### [The task]
Keep the pictures out and restate every record exactly.

Front-end source files:
## begin
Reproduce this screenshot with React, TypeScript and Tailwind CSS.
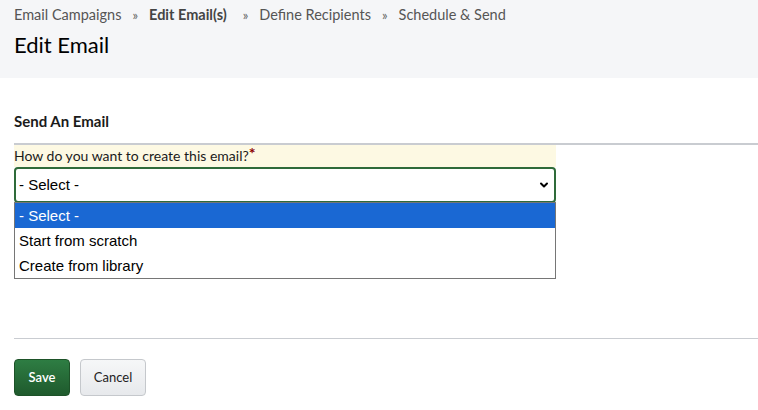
import { ChevronDown } from "lucide-react";

const CRUMBS = [
  { label: "Email Campaigns", active: false },
  { label: "Edit Email(s)", active: true },
  { label: "Define Recipients", active: false },
  { label: "Schedule & Send", active: false },
];

const OPTIONS = ["- Select -", "Start from scratch", "Create from library"];

export default function App() {
  return (
    <div className="w-[758px] h-[410px] bg-white font-['Lato','Open_Sans',sans-serif] text-[#1b1b1b]">
      {/* Page header */}
      <div className="h-[78px] bg-[#f5f6f8] px-[14px] pt-[5px]">
        <div className="flex items-center text-[14.5px] text-[#555] leading-[20px]">
          {CRUMBS.map((c, i) => (
            <div key={c.label} className="flex items-center">
              {i > 0 && <span className={`text-[13px] text-[#666] mr-[11px] ${i === 2 ? "ml-[16px]" : "ml-[11px]"}`}>»</span>}
              <span className={c.active ? "font-bold text-[#444]" : ""}>{c.label}</span>
            </div>
          ))}
        </div>
        <h1 className="mt-[7px] text-[22px] leading-[26px] text-black">Edit Email</h1>
      </div>

      {/* Form */}
      <div className="pl-[14px] pt-[33px]">
        <h2 className="text-[15px] font-bold leading-[20px] text-[#1b1b1b]">Send An Email</h2>
        <div className="mt-[12px] h-[2px] bg-[#c9ccd1]" />
        <div className="relative w-[542px]">
          <div className="h-[22px] bg-[#fdf9e3] text-[14px] leading-[22px] text-[#1b1b1b]">
            How do you want to create this email?<span className="text-[#8b0000] font-bold text-[16px] align-top leading-[16px]">*</span>
          </div>
          <div className="h-[36px] flex items-center justify-between border-2 border-[#2f6b3a] rounded-[4px] pl-[3px] pr-[4px] font-['Liberation_Sans',Arial,sans-serif] text-[15px] text-black">
            <span>- Select -</span>
            <ChevronDown size={12} strokeWidth={4} className="text-black" />
          </div>
          {/* open native list */}
          <div className="absolute left-0 top-[57px] w-[542px] border border-[#767676] bg-white font-['Liberation_Sans',Arial,sans-serif] text-[15px] z-10">
            {OPTIONS.map((o, i) => (
              <div
                key={o}
                className={`h-[25px] leading-[25px] px-[4px] ${i === 0 ? "bg-[#1a68d3] text-white" : "text-black"}`}
              >
                {o}
              </div>
            ))}
          </div>
        </div>

        <div className="mt-[135px] h-px bg-[#c9ccd1]" />

        <div className="mt-[20px] flex gap-[10px]">
          <button className="h-[37px] w-[56px] rounded-[4px] border border-[#1d5228] bg-gradient-to-b from-[#2e7d43] to-[#1f5a2d] text-white text-[13px] font-semibold">
            Save
          </button>
          <button className="h-[37px] w-[66px] rounded-[4px] border border-[#c5c8cc] bg-gradient-to-b from-[#f6f7f8] to-[#e7e9ec] text-[#222] text-[13px]">
            Cancel
          </button>
        </div>
      </div>
    </div>
  );
}
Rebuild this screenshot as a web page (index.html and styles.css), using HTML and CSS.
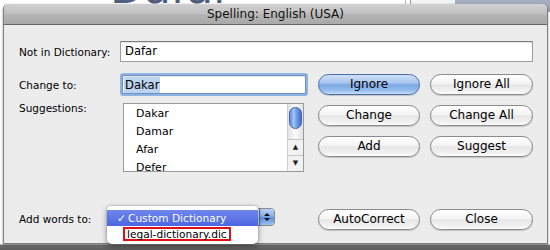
## end
### [The reply]
Reproduce this screenshot with React, TypeScript and Tailwind CSS.
import { ChevronDown } from "lucide-react";

const CRUMBS = [
  { label: "Email Campaigns", active: false },
  { label: "Edit Email(s)", active: true },
  { label: "Define Recipients", active: false },
  { label: "Schedule & Send", active: false },
];

const OPTIONS = ["- Select -", "Start from scratch", "Create from library"];

export default function App() {
  return (
    <div className="w-[758px] h-[410px] bg-white font-['Lato','Open_Sans',sans-serif] text-[#1b1b1b]">
      {/* Page header */}
      <div className="h-[78px] bg-[#f5f6f8] px-[14px] pt-[5px]">
        <div className="flex items-center text-[14.5px] text-[#555] leading-[20px]">
          {CRUMBS.map((c, i) => (
            <div key={c.label} className="flex items-center">
              {i > 0 && <span className={`text-[13px] text-[#666] mr-[11px] ${i === 2 ? "ml-[16px]" : "ml-[11px]"}`}>»</span>}
              <span className={c.active ? "font-bold text-[#444]" : ""}>{c.label}</span>
            </div>
          ))}
        </div>
        <h1 className="mt-[7px] text-[22px] leading-[26px] text-black">Edit Email</h1>
      </div>

      {/* Form */}
      <div className="pl-[14px] pt-[33px]">
        <h2 className="text-[15px] font-bold leading-[20px] text-[#1b1b1b]">Send An Email</h2>
        <div className="mt-[12px] h-[2px] bg-[#c9ccd1]" />
        <div className="relative w-[542px]">
          <div className="h-[22px] bg-[#fdf9e3] text-[14px] leading-[22px] text-[#1b1b1b]">
            How do you want to create this email?<span className="text-[#8b0000] font-bold text-[16px] align-top leading-[16px]">*</span>
          </div>
          <div className="h-[36px] flex items-center justify-between border-2 border-[#2f6b3a] rounded-[4px] pl-[3px] pr-[4px] font-['Liberation_Sans',Arial,sans-serif] text-[15px] text-black">
            <span>- Select -</span>
            <ChevronDown size={12} strokeWidth={4} className="text-black" />
          </div>
          {/* open native list */}
          <div className="absolute left-0 top-[57px] w-[542px] border border-[#767676] bg-white font-['Liberation_Sans',Arial,sans-serif] text-[15px] z-10">
            {OPTIONS.map((o, i) => (
              <div
                key={o}
                className={`h-[25px] leading-[25px] px-[4px] ${i === 0 ? "bg-[#1a68d3] text-white" : "text-black"}`}
              >
                {o}
              </div>
            ))}
          </div>
        </div>

        <div className="mt-[135px] h-px bg-[#c9ccd1]" />

        <div className="mt-[20px] flex gap-[10px]">
          <button className="h-[37px] w-[56px] rounded-[4px] border border-[#1d5228] bg-gradient-to-b from-[#2e7d43] to-[#1f5a2d] text-white text-[13px] font-semibold">
            Save
          </button>
          <button className="h-[37px] w-[66px] rounded-[4px] border border-[#c5c8cc] bg-gradient-to-b from-[#f6f7f8] to-[#e7e9ec] text-[#222] text-[13px]">
            Cancel
          </button>
        </div>
      </div>
    </div>
  );
}
Rebuild this screenshot as a web page (index.html and styles.css), using HTML and CSS.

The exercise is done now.